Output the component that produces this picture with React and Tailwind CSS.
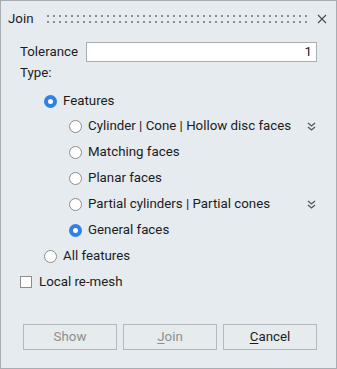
import React from 'react';

const Radio = ({ checked }) => (
  checked ? (
    <span className="w-[13px] h-[13px] rounded-full bg-[#2f80e8] flex items-center justify-center shrink-0">
      <span className="w-[5px] h-[5px] rounded-full bg-white" />
    </span>
  ) : (
    <span className="w-[13px] h-[13px] rounded-full bg-white border border-[#8c8c8c] shrink-0" />
  )
);

const Chevrons = () => (
  <svg width="9" height="9" viewBox="0 0 9 9" className="text-[#555]">
    <path d="M1 1 L4.5 4 L8 1 M1 5 L4.5 8 L8 5" fill="none" stroke="currentColor" strokeWidth="1.3" />
  </svg>
);

const Option = ({ label, checked, more, indent }) => (
  <div className={`h-[26px] flex items-center ${indent ? 'pl-[49px]' : 'pl-[24px]'}`}>
    <Radio checked={checked} />
    <span className="ml-[6px]">{label}</span>
    {more && (
      <span className="ml-auto mr-[1px] flex items-center">
        <Chevrons />
      </span>
    )}
  </div>
);

export default function App() {
  const dots = Array.from({ length: 44 });

  return (
    <div className="w-[337px] h-[369px] border border-[#a7adb2] bg-[#e5ebef] flex flex-col font-['Roboto',sans-serif] text-[13.3px] text-[#1c1c1c]">
      {/* title bar */}
      <div className="h-[35px] flex items-center pl-[7px] pr-[9px]">
        <span className="w-[39px]">Join</span>
        <div className="flex flex-col gap-[4px]">
          {[0, 1].map((r) => (
            <div key={r} className="flex gap-[4px]">
              {dots.map((_, i) => (
                <span key={i} className="w-[2px] h-[2px] bg-[#8a8e92]" />
              ))}
            </div>
          ))}
        </div>
        <span className="ml-auto flex items-center">
          <svg width="10" height="10" viewBox="0 0 10 10">
            <path d="M1 1 L9 9 M9 1 L1 9" stroke="#4a4a4a" strokeWidth="1.1" />
          </svg>
        </span>
      </div>

      <div className="px-[19px]">
        <div className="mt-[6px] h-[20px] flex items-center">
          <span className="w-[66px]">Tolerance</span>
          <div className="h-[20px] w-[232px] bg-white border border-[#a9aeb3] flex items-center justify-end pr-[4px]">
            1
          </div>
        </div>
        <div className="h-[22px] flex items-center">Type:</div>
        <div className="mt-[4px]">
          <Option label="Features" checked />
        </div>
        <div className="-mt-[1px]">
          <Option indent more label="Cylinder | Cone | Hollow disc faces" />
          <Option indent label="Matching faces" />
          <Option indent label="Planar faces" />
          <Option indent more label="Partial cylinders | Partial cones" />
          <Option indent checked label="General faces" />
          <Option label="All features" />
        </div>
        <div className="h-[26px] flex items-center">
          <span className="w-[12px] h-[12px] bg-white border border-[#8c8c8c]" />
          <span className="ml-[7px]">Local re-mesh</span>
        </div>
      </div>

      <div className="mt-auto mb-[18px] pl-[22px] flex gap-[6px]">
        <button className="w-[94px] h-[26px] border border-[#b4b9bd] bg-[#e6ebee] text-[#8e8e8e]">Show</button>
        <button className="w-[94px] h-[26px] border border-[#b4b9bd] bg-[#e6ebee] text-[#8e8e8e]">
          <span className="underline underline-offset-2">J</span>oin
        </button>
        <button className="w-[94px] h-[26px] border border-[#b4b9bd] bg-[#e6ebee] text-[#1c1c1c]">
          <span className="underline underline-offset-2">C</span>ancel
        </button>
      </div>
    </div>
  );
}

#### What the task requires:
In the material above, find the lines that contain "React" and show them.

#### Full answer:
Output the component that produces this picture with React and Tailwind CSS.
import React from 'react';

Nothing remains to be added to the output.